Capital News Service

of the Michigan State University School of Journalism

Crime down, Drug and alcohol crashes up

By TRENTON JOHNSON

Capital News Service

 

LANSING—Car crashes caused by alcohol or drug use have increased, even as the statewide crime rate drops, according to crime statistics.

State Police Director Eddie Washington Jr. said the declining crime rate is not surprising, perhaps because fewer crimes are being reported and there are fewer officers to handle complaints.

One question is whether the crime rate has been influenced by the unemployment rate.

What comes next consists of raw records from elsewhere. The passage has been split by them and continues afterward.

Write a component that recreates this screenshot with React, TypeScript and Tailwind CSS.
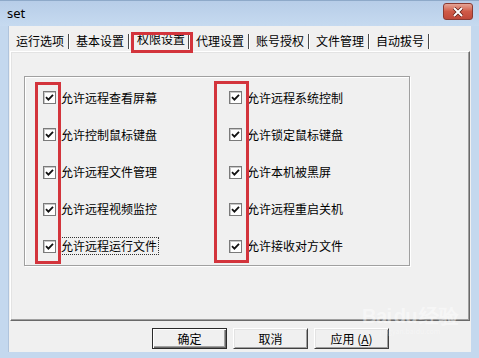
import React from "react";

const TABS = ["运行选项", "基本设置", "权限设置", "代理设置", "账号授权", "文件管理", "自动拔号"];
const LEFT = ["允许远程查看屏幕", "允许控制鼠标键盘", "允许远程文件管理", "允许远程视频监控", "允许远程运行文件"];
const RIGHT = ["允许远程系统控制", "允许锁定鼠标键盘", "允许本机被黑屏", "允许远程重启关机", "允许接收对方文件"];

const cjk = { fontFamily: '"Noto Sans CJK SC", "Noto Sans", sans-serif' };

function Check() {
  return (
    <span className="w-[13px] h-[13px] shrink-0 border border-[#7a7a7a] bg-white flex items-center justify-center shadow-[inset_1px_1px_0_#c8c8c8]">
      <svg width="9" height="9" viewBox="0 0 9 9">
        <path d="M1 4.2 L3.4 6.6 L8 1.8" fill="none" stroke="#111" strokeWidth="1.8" />
      </svg>
    </span>
  );
}

function Row({ label, focus }: { label: string; focus?: boolean }) {
  return (
    <div className="h-[38px] flex items-center gap-[5px]">
      <Check />
      <span
        className={`text-[12px] leading-[14px] text-black whitespace-nowrap ${focus ? "outline outline-1 outline-dotted outline-[#333] outline-offset-[1px]" : ""}`}
      >
        {label}
      </span>
    </div>
  );
}

function Btn({ children, primary }: { children: React.ReactNode; primary?: boolean }) {
  return (
    <button
      className={`w-[75px] h-[21px] bg-[#f0f0f0] text-[12px] leading-none text-black flex items-center justify-center border ${
        primary
          ? "border-[#2b2b2b] shadow-[inset_1px_1px_0_#fff,inset_-1px_-1px_0_#6a6a6a,inset_-2px_-2px_0_#a0a0a0]"
          : "border-[#f0f0f0] border-t-[#fff] border-l-[#fff] border-r-[#404040] border-b-[#404040] shadow-[inset_1px_1px_0_#e3e3e3,inset_-1px_-1px_0_#a0a0a0]"
      }`}
    >
      {children}
    </button>
  );
}

export default function App() {
  return (
    <div className="relative w-[479px] h-[358px] overflow-hidden flex flex-col bg-[#c4d8ee]" style={cjk}>
      {/* title bar */}
      <div className="h-[26px] shrink-0 flex items-center justify-between pl-[7px] pr-[6px] bg-gradient-to-b from-[#b7cde8] to-[#c6daf0] border-t border-[#8ea9c9]">
        <span className="text-[13px] text-black" style={{ fontFamily: '"Noto Sans", sans-serif' }}>
          set
        </span>
        <span className="w-[30px] h-[17px] -mt-[4px] rounded-[3px] border border-[#8a3a32] bg-gradient-to-b from-[#e5a496] via-[#cf5a47] to-[#c0493a] flex items-center justify-center">
          <svg width="12" height="10" viewBox="0 0 12 10">
            <path d="M2 1 L10 9 M10 1 L2 9" stroke="#5a1a12" strokeWidth="3.4" />
            <path d="M2 1 L10 9 M10 1 L2 9" stroke="#fff" strokeWidth="2" />
          </svg>
        </span>
      </div>

      {/* client area */}
      <div className="flex-1 mx-[8px] mb-[6px] bg-[#f0f0f0] flex flex-col border-l border-[#b0c4dc]">
        {/* tabs */}
        <div className="mt-[5px] h-[20px] px-[1px] flex">
          {TABS.map((t, i) => (
            <div key={t} className="w-[60px] h-full flex items-center justify-between">
              <span className={`text-[12px] leading-none text-black ${i === 2 ? "pl-[7px] -mt-[4px]" : "pl-[6px]"}`}>{t}</span>
              <span className="w-[2px] h-[15px] mt-[1px] border-l border-[#4a4a4a] border-r border-r-white" />
            </div>
          ))}
        </div>

        {/* panel */}
        <div className="mx-[1px] h-[270px] border border-t-white border-l-white border-r-[#696969] border-b-[#696969] shadow-[inset_-1px_-1px_0_#a0a0a0,inset_1px_1px_0_#e3e3e3]">
          <div className="ml-[13px] mt-[24px] w-[386px] h-[190px] border border-[#a0a0a0] shadow-[inset_1px_1px_0_#fff,1px_1px_0_#fff] pt-[2px] pl-[18px] flex">
            <div className="w-[186px] flex flex-col">
              {LEFT.map((l, i) => (
                <Row key={l} label={l} focus={i === 4} />
              ))}
            </div>
            <div className="flex flex-col">
              {RIGHT.map((l) => (
                <Row key={l} label={l} />
              ))}
            </div>
          </div>
        </div>

        {/* buttons */}
        <div className="mt-[7px] pl-[143px] flex gap-[6px]">
          <Btn primary>确定</Btn>
          <Btn>取消</Btn>
          <Btn>
            应用 (<u>A</u>)
          </Btn>
        </div>
      </div>

      {/* annotation boxes */}
      <div className="absolute left-[131px] top-[32px] w-[62px] h-[21px] border-[3px] border-[#d3343c]" />
      <div className="absolute left-[35px] top-[82px] w-[26px] h-[182px] border-[3px] border-[#d3343c]" />
      <div className="absolute left-[214px] top-[81px] w-[35px] h-[182px] border-[3px] border-[#d3343c]" />

      {/* watermark */}
      <div className="absolute left-[362px] top-[306px] flex flex-col items-center text-white/45 pointer-events-none">
        <span className="text-[20px] font-bold leading-none tracking-tight" style={{ fontFamily: '"Liberation Sans", sans-serif' }}>
          Bai<span className="mx-[2px]">du</span>经验
        </span>
        <span className="text-[7px] leading-none mt-[2px] text-white/35">jingyan.baidu.com</span>
      </div>
    </div>
  );
}
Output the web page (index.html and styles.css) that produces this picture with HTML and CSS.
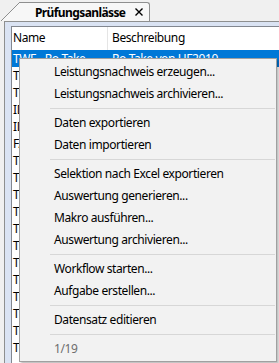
FILE: index.html
```html
<!DOCTYPE html>
<html lang="de">
<head>
<meta charset="UTF-8">
<title>Prüfungsanlässe</title>
<link rel="stylesheet" href="styles.css">
</head>
<body>
<div class="tabstrip">
  <div class="tab">
    <svg class="tab-slant" width="19" height="19" viewBox="0 0 19 19"><polygon points="0,19 19,0 19,19" fill="#f7f7f7"/><line x1="0" y1="19" x2="19" y2="0" stroke="#8e8f8f" stroke-width="1"/></svg>
    <div class="tab-body">
      <span class="tab-label">Prüfungsanlässe</span>
      <svg class="tab-close" width="8" height="8" viewBox="0 0 8 8"><path d="M0.5 0.5 L7.5 7.5 M7.5 0.5 L0.5 7.5" stroke="#000" stroke-width="1.4"/></svg>
    </div>
  </div>
</div>
<div class="frame">
  <div class="list">
    <div class="list-head">
      <div class="cell">Name</div>
      <div class="cell">Beschreibung</div>
    </div>
    <div class="row selected"><div class="cell">TWF - Ro Take</div><div class="cell">Ro Take von HF2010</div></div>
    <div class="row"><div class="cell">TWA - Ro Take</div><div class="cell">Ro Take von HF2011</div></div>
    <div class="row"><div class="cell">TWB - Ro Take</div><div class="cell">Ro Take von HF2012</div></div>
    <div class="row"><div class="cell">IDK - Prüfung</div><div class="cell">Prüfung Kasse</div></div>
    <div class="row"><div class="cell">IDM - Prüfung</div><div class="cell">Prüfung Material</div></div>
    <div class="row"><div class="cell">FAC - Abschluss</div><div class="cell">Jahresabschluss</div></div>
    <div class="row"><div class="cell">TWC - Ro Take</div><div class="cell">Ro Take von HF2013</div></div>
    <div class="row"><div class="cell">TWD - Ro Take</div><div class="cell">Ro Take von HF2014</div></div>
    <div class="row"><div class="cell">TWE - Ro Take</div><div class="cell">Ro Take von HF2015</div></div>
    <div class="row"><div class="cell">TWG - Ro Take</div><div class="cell">Ro Take von HF2016</div></div>
    <div class="row"><div class="cell">TWH - Ro Take</div><div class="cell">Ro Take von HF2017</div></div>
    <div class="row"><div class="cell">TWI - Ro Take</div><div class="cell">Ro Take von HF2018</div></div>
    <div class="row"><div class="cell">TWK - Ro Take</div><div class="cell">Ro Take von HF2019</div></div>
    <div class="row"><div class="cell">TWL - Ro Take</div><div class="cell">Ro Take von HF2020</div></div>
    <div class="row"><div class="cell">TWM - Ro Take</div><div class="cell">Ro Take von HF2021</div></div>
    <div class="row"><div class="cell">TWN - Ro Take</div><div class="cell">Ro Take von HF2022</div></div>
    <div class="row"><div class="cell">TWO - Ro Take</div><div class="cell">Ro Take von HF2023</div></div>
    <div class="row"><div class="cell">TWP - Ro Take</div><div class="cell">Ro Take von HF2024</div></div>
  </div>
</div>
<div class="menu">
  <div class="item">Leistungsnachweis erzeugen...</div>
  <div class="item">Leistungsnachweis archivieren...</div>
  <div class="sep"></div>
  <div class="item">Daten exportieren</div>
  <div class="item">Daten importieren</div>
  <div class="sep"></div>
  <div class="item">Selektion nach Excel exportieren</div>
  <div class="item">Auswertung generieren...</div>
  <div class="item">Makro ausführen...</div>
  <div class="item">Auswertung archivieren...</div>
  <div class="sep"></div>
  <div class="item">Workflow starten...</div>
  <div class="item">Aufgabe erstellen...</div>
  <div class="sep"></div>
  <div class="item">Datensatz editieren</div>
  <div class="sep"></div>
  <div class="item disabled">1/19</div>
</div>
</body>
</html>
```

FILE: styles.css
```css
html, body { height:100%; overflow:hidden; }
body { margin:0; background:#f0f0f0; font-family:"Noto Sans","Open Sans",sans-serif; font-size:12px; letter-spacing:-0.4px; color:#000; position:relative; }

/* Reiter oben */
.tabstrip { height:21px; display:flex; align-items:flex-end; padding-left:1px; }
.tab { display:flex; height:19px; }
.tab-slant { display:block; }
.tab-body { display:flex; align-items:center; height:18px; background:#f7f7f7; border-top:1px solid #8e8f8f; border-right:1px solid #8e8f8f; border-top-right-radius:3px; padding:0 6px 0 15px; }
.tab-label { font-weight:bold; letter-spacing:-0.6px; }
.tab-close { margin-left:10px; display:block; }

/* Rahmen + Liste */
.frame { margin-left:4px; border-top:1px solid #8e8f8f; border-left:1px solid #8e8f8f; background:#dae3f3; padding:4px 0 0 6px; height:calc(100% - 21px); box-sizing:border-box; }
.list { background:#fff; border-top:1px solid #828790; border-left:1px solid #828790; height:100%; box-sizing:border-box; overflow:hidden; }
.list-head { display:grid; grid-template-columns:95px 1fr; height:23px; }
.list-head .cell { line-height:21px; padding-left:1px; }
.list-head .cell + .cell { border-left:1px solid #e5e5e5; padding-left:4px; }
.row { display:grid; grid-template-columns:95px 1fr; height:17px; line-height:17px; white-space:nowrap; overflow:hidden; }
.row .cell { padding-left:1px; overflow:hidden; }
.row .cell + .cell { padding-left:5px; }
.row.selected { background:#0078d7; color:#fff; }

/* Kontextmenü */
.menu { position:absolute; left:19px; top:58px; width:258px; box-sizing:border-box; background:#f2f2f2; border:1px solid #a0a0a0; padding:2px 0 1px; box-shadow:2px 2px 2px rgba(0,0,0,.25); }
.item { height:22px; line-height:22px; padding-left:34px; white-space:nowrap; }
.item.disabled { color:#6d6d6d; }
.sep { margin:3px 1px 3px 30px; border-top:1px solid #d7d7d7; }
```
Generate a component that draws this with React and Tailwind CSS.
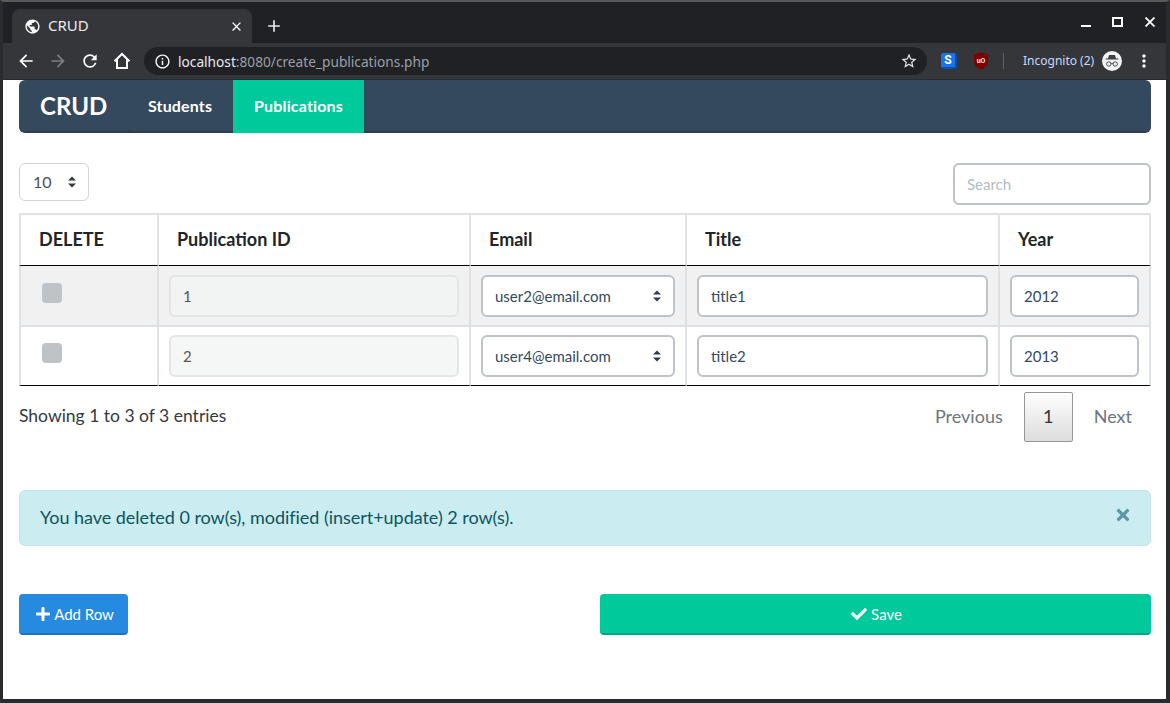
import { FaPlus, FaCheck, FaTimes } from 'react-icons/fa';
import { MdPublic, MdArrowBack, MdArrowForward, MdRefresh, MdMoreVert, MdInfoOutline, MdStarBorder, MdClose, MdAdd } from 'react-icons/md';

function Caret({ className }) {
  return (
    <svg width="8" height="12" viewBox="0 0 8 12" className={className}>
      <path d="M0 4.6 L4 0.6 L8 4.6 Z M0 7.4 L4 11.4 L8 7.4 Z" fill="currentColor" />
    </svg>
  );
}

function HomeIcon() {
  return (
    <svg width="18" height="18" viewBox="0 0 18 18" fill="none" stroke="white" strokeWidth="2">
      <path d="M1.5 9.2 L9 2 L16.5 9.2 M4 7.5 V16 H14 V7.5" />
    </svg>
  );
}

function IncognitoBadge() {
  return (
    <div className="w-5 h-5 rounded-full bg-[#f1f3f4] flex items-center justify-center">
      <svg width="16" height="14" viewBox="0 0 16 14" fill="none">
        <path d="M5 1 H11 L12 4.4 H14.4 V5.4 H1.6 V4.4 H4 Z" fill="#3c4043" />
        <circle cx="4.8" cy="10" r="2.2" stroke="#3c4043" strokeWidth="0.9" />
        <circle cx="11.2" cy="10" r="2.2" stroke="#3c4043" strokeWidth="0.9" />
        <path d="M7 9.6 H9" stroke="#3c4043" strokeWidth="0.9" />
      </svg>
    </div>
  );
}

function UblockIcon() {
  return (
    <svg width="16" height="18" viewBox="0 0 16 18">
      <path d="M8 0.5 L15 2.6 V9.5 C15 13.5 11.5 16 8 17.5 C4.5 16 1 13.5 1 9.5 V2.6 Z" fill="#800000" />
      <text x="8" y="11" textAnchor="middle" fontSize="7" fontWeight="700" fill="#e8e8e8" fontFamily="Roboto, sans-serif">uO</text>
    </svg>
  );
}

function StylusIcon() {
  return (
    <div className="w-4 h-4 rounded-[2px] bg-[#1a73e8] border-r-2 border-b-2 border-[#0d4fa8] flex items-center justify-center text-[12px] font-bold text-white leading-none font-['Roboto',sans-serif]">
      S
    </div>
  );
}

function TabStrip() {
  return (
    <div className="h-[41px] flex items-end pl-[9px] bg-[#202124]">
      <div className="w-[240px] h-[34px] bg-[#35363a] rounded-t-lg flex items-center pl-[12px] pr-[8px] text-[#e8eaed]">
        <MdPublic size={17} className="text-white" />
        <span className="ml-[7px] -mt-[2px] flex-1 text-[15px] font-['Noto_Sans',sans-serif]">CRUD</span>
        <MdClose size={15} className="text-white" />
      </div>
      <div className="h-[34px] ml-[12px] flex items-center">
        <MdAdd size={20} className="text-[#e8eaed]" />
      </div>
      <div className="flex-1 h-full flex items-start justify-end pr-[11px] pt-[15px] text-white">
        <div className="w-[10px] h-[10px] flex items-end">
          <div className="w-[10px] h-[2px] bg-white" />
        </div>
        <div className="w-[11px] h-[10px] border-2 border-white ml-[21px]" />
        <svg width="10" height="10" viewBox="0 0 10 10" stroke="white" strokeWidth="1.8" className="ml-[22px]">
          <path d="M0.5 0.5 L9.5 9.5 M9.5 0.5 L0.5 9.5" />
        </svg>
      </div>
    </div>
  );
}

function Toolbar() {
  return (
    <div className="h-[37px] bg-[#35363a] flex items-center pl-[13px] border-b border-[#2a2b2e] font-['Noto_Sans',sans-serif]">
      <MdArrowBack size={20} className="text-white" />
      <MdArrowForward size={20} className="text-[#7c7d80] ml-[12px]" />
      <MdRefresh size={20} className="text-white ml-[12px]" />
      <div className="ml-[13px]"><HomeIcon /></div>
      <div className="ml-[13px] w-[783px] h-[28px] rounded-full bg-[#202124] flex items-center pl-[10px] pr-[9px]">
        <MdInfoOutline size={17} className="text-white" />
        <span className="ml-[7px] mt-[2px] flex-1 text-[13.7px] text-[#e8eaed]">
          localhost<span className="text-[#9aa0a6]">:8080/create_publications.php</span>
        </span>
        <MdStarBorder size={18} className="text-[#e8eaed]" />
      </div>
      <div className="ml-[14px]"><StylusIcon /></div>
      <div className="ml-[16px]"><UblockIcon /></div>
      <div className="ml-[14px] w-px h-[16px] bg-[#5f6368]" />
      <span className="ml-[19px] text-[12px] text-[#c6dafc]">Incognito (2)</span>
      <div className="ml-[8px]"><IncognitoBadge /></div>
      <MdMoreVert size={20} className="text-white ml-[12px]" />
    </div>
  );
}

function Navbar() {
  return (
    <nav className="h-[53px] bg-[#34495e] border-b-2 border-[#2c3e50] rounded-md flex text-white font-bold">
      <div className="w-[108px] pl-[21px] flex items-center text-[24px]">CRUD</div>
      <div className="w-[106px] pl-[21px] flex items-center text-[16px] tracking-[0.15px] rounded-bl-md border-b-2 border-[#2c3e50] -mb-[2px]">Students</div>
      <div className="w-[131px] pb-[2px] flex items-center justify-center text-[16px] tracking-[0.15px] bg-[#00c99c] -mb-[2px]">Publications</div>
    </nav>
  );
}

function Row({ id, email, title, year, shaded }) {
  const edge = shaded ? 'border-b-2 border-b-[#dee2e6]' : 'border-b border-b-black';
  const cell = `border-r-2 border-r-[#dee2e6] align-top px-[10px] ${edge} ${shaded ? 'pt-[9px]' : 'pt-[8px]'}`;
  const box = 'w-full h-[42px] px-[12px] rounded-md border-2 bg-white border-[#bdc3c7] text-[15px] text-[#34495e] outline-none font-[inherit]';
  return (
    <tr className={shaded ? 'h-[61px] bg-[#f1f1f1]' : 'h-[59px] bg-white'}>
      <td className={`border-x-2 border-x-[#dee2e6] align-top pl-[21px] ${edge} ${shaded ? 'pt-[17px]' : 'pt-[16px]'}`}>
        <div className="w-[20px] h-[20px] rounded-[4px] bg-[#bdc3c7]" />
      </td>
      <td className={cell}>
        <input
          readOnly
          value={id}
          className={`w-full h-[42px] px-[12px] rounded-md border-2 border-[#e2e6e6] text-[15px] text-[#555] outline-none font-[inherit] ${shaded ? 'bg-[#f2f3f3]' : 'bg-[#f5f7f6]'}`}
        />
      </td>
      <td className={cell}>
        <div className={`${box} flex items-center justify-between pr-[12px]`}>
          <span>{email}</span>
          <Caret className="text-[#2c3e50]" />
        </div>
      </td>
      <td className={cell}>
        <input readOnly value={title} className={box} />
      </td>
      <td className={cell}>
        <input readOnly value={year} className={box} />
      </td>
    </tr>
  );
}

function DataTable() {
  const th = 'border-t-2 border-t-[#dee2e6] border-b border-b-black border-r-2 border-r-[#dee2e6] text-left font-bold text-[18px] text-[#212529] pl-[18px] pb-[2px]';
  return (
    <table className="w-full table-fixed border-separate border-spacing-0 mt-[8px]">
      <colgroup>
        <col className="w-[140px]" />
        <col className="w-[312px]" />
        <col className="w-[216px]" />
        <col className="w-[313px]" />
        <col />
      </colgroup>
      <thead>
        <tr className="h-[53px]">
          <th className={`${th} border-l-2 border-l-[#dee2e6]`}>DELETE</th>
          <th className={th}>Publication ID</th>
          <th className={th}>Email</th>
          <th className={th}>Title</th>
          <th className={th}>Year</th>
        </tr>
      </thead>
      <tbody>
        <Row id="1" email="user2@email.com" title="title1" year="2012" shaded />
        <Row id="2" email="user4@email.com" title="title2" year="2013" />
      </tbody>
    </table>
  );
}

export default function App() {
  return (
    <div className="w-[1170px] h-[703px] overflow-hidden bg-white border-l-[3px] border-r-4 border-b-[4px] border-[#2b2b2e] border-t-2 border-t-[#5a5a5c] flex flex-col font-['Lato',sans-serif]">
      <TabStrip />
      <Toolbar />
      <main className="flex-1 bg-white pl-[16px] pr-[15px]">
        <Navbar />

        <div className="mt-[30px] flex justify-between items-start">
          <div className="w-[70px] h-[38px] border border-[#ced4da] rounded-md flex items-center justify-between pl-[13px] pr-[12px] text-[16px] text-[#495057]">
            <span>10</span>
            <Caret className="text-[#343a40]" />
          </div>
          <input
            readOnly
            placeholder="Search"
            className="w-[198px] h-[42px] px-[12px] rounded-md border-2 border-[#bdc3c7] text-[15px] outline-none placeholder:text-[#b2bcc5]"
          />
        </div>

        <DataTable />

        <div className="mt-[5.5px] flex justify-between items-start">
          <div className="mt-[11px] text-[17.5px] text-[#34393f]">Showing 1 to 3 of 3 entries</div>
          <div className="flex items-center text-[18px] text-[#6c757d]">
            <span className="mr-[21px]">Previous</span>
            <span className="w-[49px] h-[50px] flex items-center justify-center border border-[#979797] rounded-[2px] bg-gradient-to-b from-white to-[#dcdcdc] text-[#333]">1</span>
            <span className="ml-[21px] mr-[19px]">Next</span>
          </div>
        </div>

        <div className="mt-[48px] h-[56px] bg-[#cbecf1] border border-[#bee5eb] rounded-md flex items-center justify-between pl-[20px] pr-[18px] text-[18px] tracking-[-0.03px] text-[#0c5460]">
          <span>You have deleted 0 row(s), modified (insert+update) 2 row(s).</span>
          <FaTimes size={18} className="text-[#5c98a3] -mt-[5px]" />
        </div>

        <div className="mt-[48px] flex justify-between">
          <div className="w-[109px] h-[41px] pt-[2px] pl-[2px] bg-[#258ae0] border-b-2 border-[#1e73bd] rounded-[4px] flex items-center justify-center gap-[3px] text-[15px] text-white">
            <FaPlus size={16} />
            <span>Add Row</span>
          </div>
          <div className="w-[551px] h-[41px] pt-[2px] pl-[2px] bg-[#00c99c] border-b-2 border-[#00a883] rounded-[4px] flex items-center justify-center gap-[4px] text-[15px] text-white">
            <FaCheck size={16} />
            <span>Save</span>
          </div>
        </div>
      </main>
    </div>
  );
}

“The number of people injured in car crashes involving alcohol or drugs increased from 6,248 in 2008 to 6,271 in 2009. Much of that increase involved drivers who had drugs in their system, which accounted for 83 additional injuries last year compared to 2008,” said Jamie Mathews, secretary of the State Police Criminal Justice Information Center.

At the same time, arrests for impaired driving are down.

In 2009, Mathews said, there were 45,893 alcohol-and drug related driving arrests, 1,358 fewer than in 2008. The presence of alcohol in a driver’s system has long been a factor in arrests for drunken driving.

            Since 2003, driving with any trace of drugs such as heroin, marijuana or cocaine in a person’s system is illegal, and testing for those substances has doubled over the past five years, Mathews said.

In 2009, Alpena County reported 899 impaired driving crashes. Three of those involved fatalities and 106 involved injuries, Mathews said.

In 2009, Emmet County reported 1,353 such crashes, including three fatalities and 208 injuries.

Also last year, Grand Traverse County had 3,298 reported crashes. Five of them involved fatalities and 534 resulted in injuries.

Among the three counties, the number of crashes increased only in Emmet.

Statewide in 2009, Mathews said, 11,451 crashes were caused by the use of drugs and alcohol. The age group most involved in such crashes was 25- to- 34-year-olds, she said.            

Meanwhile, cities like Flint and Detroit have had significant reductions in law enforcement officers. Other cities that have lost officers include Highland Park, Pontiac and Benton Harbor, said Shanon Banner, State Police public affairs manager.

Washington said that’s due to agencies laying off officers and others retiring and not being replaced for economic reasons.